_Work instructions:_ Gather all lines in the records below that include the word "React".

_Material:_

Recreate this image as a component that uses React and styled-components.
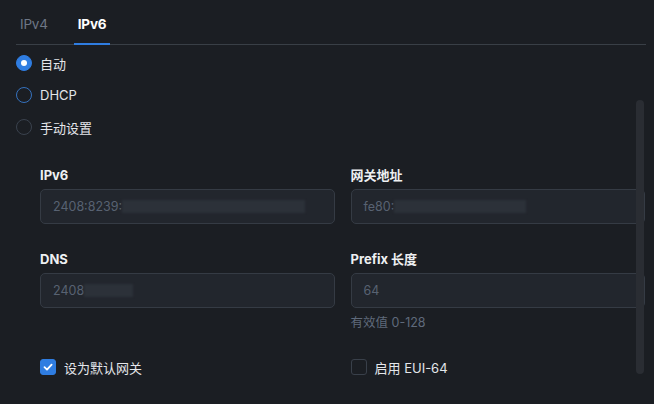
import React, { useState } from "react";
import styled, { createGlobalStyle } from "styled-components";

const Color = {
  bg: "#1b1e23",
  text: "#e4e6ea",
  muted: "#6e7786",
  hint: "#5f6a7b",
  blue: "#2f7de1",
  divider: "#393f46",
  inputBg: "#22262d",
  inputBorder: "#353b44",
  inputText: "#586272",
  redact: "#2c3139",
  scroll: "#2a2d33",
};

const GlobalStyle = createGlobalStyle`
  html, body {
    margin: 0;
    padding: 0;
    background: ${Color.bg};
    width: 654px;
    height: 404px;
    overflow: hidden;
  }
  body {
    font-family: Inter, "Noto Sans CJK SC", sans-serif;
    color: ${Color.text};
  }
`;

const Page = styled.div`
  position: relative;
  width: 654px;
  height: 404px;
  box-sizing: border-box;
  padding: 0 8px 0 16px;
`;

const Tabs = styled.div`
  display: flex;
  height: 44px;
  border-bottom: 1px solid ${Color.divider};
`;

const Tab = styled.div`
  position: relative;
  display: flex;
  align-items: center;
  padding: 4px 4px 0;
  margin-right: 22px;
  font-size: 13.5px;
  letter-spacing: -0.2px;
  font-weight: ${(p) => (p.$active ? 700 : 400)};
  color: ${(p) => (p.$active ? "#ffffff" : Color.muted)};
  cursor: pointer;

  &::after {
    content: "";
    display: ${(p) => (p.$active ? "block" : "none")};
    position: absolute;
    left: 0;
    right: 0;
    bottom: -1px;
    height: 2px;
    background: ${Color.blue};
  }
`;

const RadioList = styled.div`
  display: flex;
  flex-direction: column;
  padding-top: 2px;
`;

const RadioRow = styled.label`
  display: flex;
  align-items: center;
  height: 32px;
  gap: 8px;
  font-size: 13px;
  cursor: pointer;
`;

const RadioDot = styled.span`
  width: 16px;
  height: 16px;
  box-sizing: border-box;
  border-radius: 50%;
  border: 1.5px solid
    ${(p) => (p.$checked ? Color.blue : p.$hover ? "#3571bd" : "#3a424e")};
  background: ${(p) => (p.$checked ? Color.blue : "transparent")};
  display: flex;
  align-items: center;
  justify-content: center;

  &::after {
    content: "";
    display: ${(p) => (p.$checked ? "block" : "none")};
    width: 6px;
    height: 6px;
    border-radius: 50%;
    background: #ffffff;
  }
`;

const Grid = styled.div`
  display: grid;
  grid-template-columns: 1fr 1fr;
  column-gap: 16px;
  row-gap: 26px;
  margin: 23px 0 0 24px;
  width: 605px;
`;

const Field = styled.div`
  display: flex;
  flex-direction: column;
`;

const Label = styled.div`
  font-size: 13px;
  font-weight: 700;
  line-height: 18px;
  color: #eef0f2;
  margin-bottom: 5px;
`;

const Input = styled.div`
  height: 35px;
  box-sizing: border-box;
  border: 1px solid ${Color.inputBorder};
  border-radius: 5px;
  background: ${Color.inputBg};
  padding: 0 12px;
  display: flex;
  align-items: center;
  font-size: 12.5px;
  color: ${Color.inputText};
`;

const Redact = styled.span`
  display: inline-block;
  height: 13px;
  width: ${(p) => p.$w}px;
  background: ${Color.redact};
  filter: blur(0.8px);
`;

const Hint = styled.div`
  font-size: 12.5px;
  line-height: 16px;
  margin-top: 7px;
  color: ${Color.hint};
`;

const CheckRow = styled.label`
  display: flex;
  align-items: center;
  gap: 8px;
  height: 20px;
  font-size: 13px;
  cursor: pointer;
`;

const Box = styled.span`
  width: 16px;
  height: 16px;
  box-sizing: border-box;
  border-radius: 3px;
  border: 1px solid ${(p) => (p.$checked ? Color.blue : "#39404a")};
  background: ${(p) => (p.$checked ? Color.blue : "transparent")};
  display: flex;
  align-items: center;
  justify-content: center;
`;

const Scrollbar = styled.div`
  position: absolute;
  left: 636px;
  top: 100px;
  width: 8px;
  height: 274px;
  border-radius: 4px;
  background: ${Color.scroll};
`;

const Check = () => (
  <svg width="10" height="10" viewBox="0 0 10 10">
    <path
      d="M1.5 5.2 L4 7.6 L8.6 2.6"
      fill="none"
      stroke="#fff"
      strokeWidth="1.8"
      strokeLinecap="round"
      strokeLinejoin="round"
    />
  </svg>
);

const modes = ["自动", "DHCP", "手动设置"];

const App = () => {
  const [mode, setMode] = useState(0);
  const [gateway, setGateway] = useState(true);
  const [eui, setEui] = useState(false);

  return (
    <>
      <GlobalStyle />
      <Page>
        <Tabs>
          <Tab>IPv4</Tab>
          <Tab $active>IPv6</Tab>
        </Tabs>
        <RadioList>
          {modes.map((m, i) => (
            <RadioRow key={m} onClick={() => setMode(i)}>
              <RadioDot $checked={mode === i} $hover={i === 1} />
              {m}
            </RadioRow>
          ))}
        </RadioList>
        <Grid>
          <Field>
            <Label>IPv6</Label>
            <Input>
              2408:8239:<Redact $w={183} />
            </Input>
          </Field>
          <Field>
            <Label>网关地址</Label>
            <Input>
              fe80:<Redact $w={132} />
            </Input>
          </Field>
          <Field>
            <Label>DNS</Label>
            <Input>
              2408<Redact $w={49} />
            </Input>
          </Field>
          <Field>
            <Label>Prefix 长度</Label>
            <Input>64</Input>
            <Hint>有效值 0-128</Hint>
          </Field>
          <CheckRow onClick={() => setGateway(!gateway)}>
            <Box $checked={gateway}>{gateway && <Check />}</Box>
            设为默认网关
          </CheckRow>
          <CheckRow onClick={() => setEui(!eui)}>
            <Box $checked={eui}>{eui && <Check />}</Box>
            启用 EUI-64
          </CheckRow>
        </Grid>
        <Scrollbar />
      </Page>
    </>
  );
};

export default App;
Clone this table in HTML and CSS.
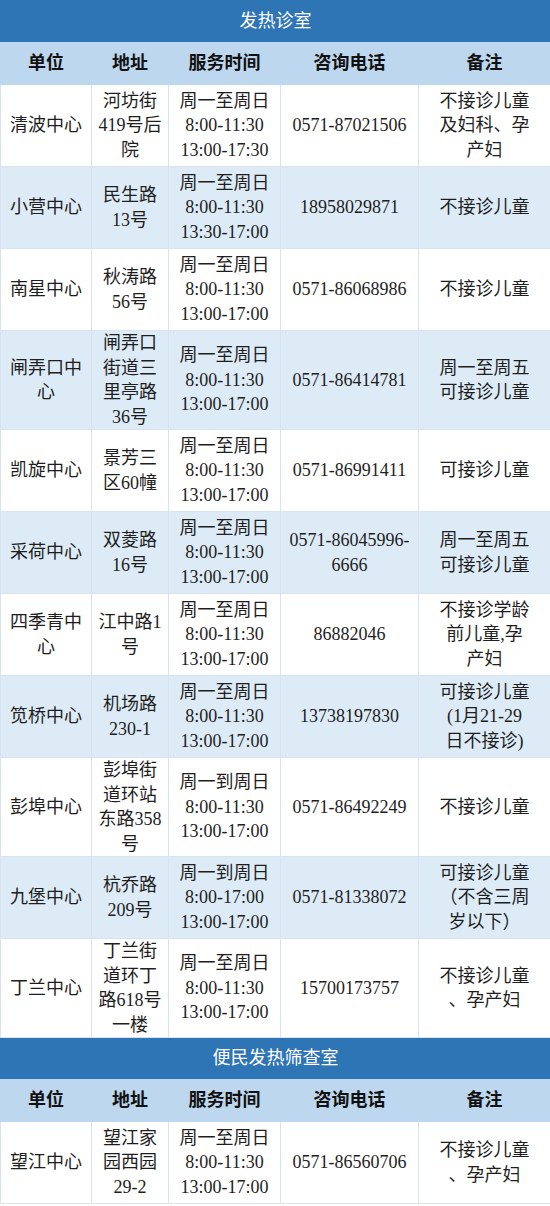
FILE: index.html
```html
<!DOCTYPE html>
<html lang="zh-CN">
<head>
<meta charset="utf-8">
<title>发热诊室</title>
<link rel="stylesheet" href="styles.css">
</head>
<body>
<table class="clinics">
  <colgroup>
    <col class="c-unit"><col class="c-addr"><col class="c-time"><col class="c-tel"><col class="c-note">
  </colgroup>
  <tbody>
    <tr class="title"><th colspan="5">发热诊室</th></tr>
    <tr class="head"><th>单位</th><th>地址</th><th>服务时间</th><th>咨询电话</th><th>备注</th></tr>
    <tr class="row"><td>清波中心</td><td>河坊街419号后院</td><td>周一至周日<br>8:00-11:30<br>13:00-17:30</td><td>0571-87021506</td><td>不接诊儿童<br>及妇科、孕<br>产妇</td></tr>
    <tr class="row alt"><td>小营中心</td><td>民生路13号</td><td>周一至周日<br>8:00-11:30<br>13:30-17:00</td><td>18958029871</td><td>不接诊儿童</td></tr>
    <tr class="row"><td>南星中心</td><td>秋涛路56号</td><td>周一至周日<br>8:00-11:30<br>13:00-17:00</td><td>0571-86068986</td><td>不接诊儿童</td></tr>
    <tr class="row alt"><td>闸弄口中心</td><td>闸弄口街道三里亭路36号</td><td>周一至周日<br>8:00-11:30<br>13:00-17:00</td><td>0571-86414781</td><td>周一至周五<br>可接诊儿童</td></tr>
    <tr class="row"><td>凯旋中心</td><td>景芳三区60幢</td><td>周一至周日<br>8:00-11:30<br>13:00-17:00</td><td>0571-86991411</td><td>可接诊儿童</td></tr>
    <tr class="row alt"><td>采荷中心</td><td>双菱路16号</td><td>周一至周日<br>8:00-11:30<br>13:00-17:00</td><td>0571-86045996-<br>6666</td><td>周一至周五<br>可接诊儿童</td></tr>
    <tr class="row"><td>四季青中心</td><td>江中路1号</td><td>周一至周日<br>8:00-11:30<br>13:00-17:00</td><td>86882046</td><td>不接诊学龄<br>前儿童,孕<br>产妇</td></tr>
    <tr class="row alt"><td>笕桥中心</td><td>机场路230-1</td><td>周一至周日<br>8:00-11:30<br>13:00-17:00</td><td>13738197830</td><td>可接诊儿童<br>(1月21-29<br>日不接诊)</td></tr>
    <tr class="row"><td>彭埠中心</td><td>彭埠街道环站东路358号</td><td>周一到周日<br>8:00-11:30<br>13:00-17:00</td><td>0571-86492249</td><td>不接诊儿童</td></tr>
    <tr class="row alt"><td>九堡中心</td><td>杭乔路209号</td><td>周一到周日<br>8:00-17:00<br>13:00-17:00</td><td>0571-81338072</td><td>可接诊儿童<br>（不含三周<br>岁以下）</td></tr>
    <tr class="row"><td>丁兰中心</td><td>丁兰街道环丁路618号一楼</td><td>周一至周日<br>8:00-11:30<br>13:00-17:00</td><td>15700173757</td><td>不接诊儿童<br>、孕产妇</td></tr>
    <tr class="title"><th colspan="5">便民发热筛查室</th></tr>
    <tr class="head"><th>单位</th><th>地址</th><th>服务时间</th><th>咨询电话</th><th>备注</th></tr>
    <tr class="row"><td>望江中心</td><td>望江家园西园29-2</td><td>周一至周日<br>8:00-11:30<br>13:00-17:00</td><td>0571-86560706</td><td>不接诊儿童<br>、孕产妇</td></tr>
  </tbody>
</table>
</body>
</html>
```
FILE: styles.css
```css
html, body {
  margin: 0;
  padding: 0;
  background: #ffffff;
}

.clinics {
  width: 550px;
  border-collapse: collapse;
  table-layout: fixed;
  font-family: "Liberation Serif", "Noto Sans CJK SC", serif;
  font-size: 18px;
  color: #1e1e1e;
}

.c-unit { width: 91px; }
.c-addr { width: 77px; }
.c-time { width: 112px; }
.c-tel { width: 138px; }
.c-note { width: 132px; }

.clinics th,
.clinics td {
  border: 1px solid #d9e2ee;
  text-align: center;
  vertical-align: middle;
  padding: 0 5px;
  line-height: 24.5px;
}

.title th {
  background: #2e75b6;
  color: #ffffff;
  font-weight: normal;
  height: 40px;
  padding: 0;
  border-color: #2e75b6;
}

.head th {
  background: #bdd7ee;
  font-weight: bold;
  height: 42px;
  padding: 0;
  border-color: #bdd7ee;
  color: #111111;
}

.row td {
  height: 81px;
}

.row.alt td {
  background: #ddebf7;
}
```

_Full solution:_
Recreate this image as a component that uses React and styled-components.
import React, { useState } from "react";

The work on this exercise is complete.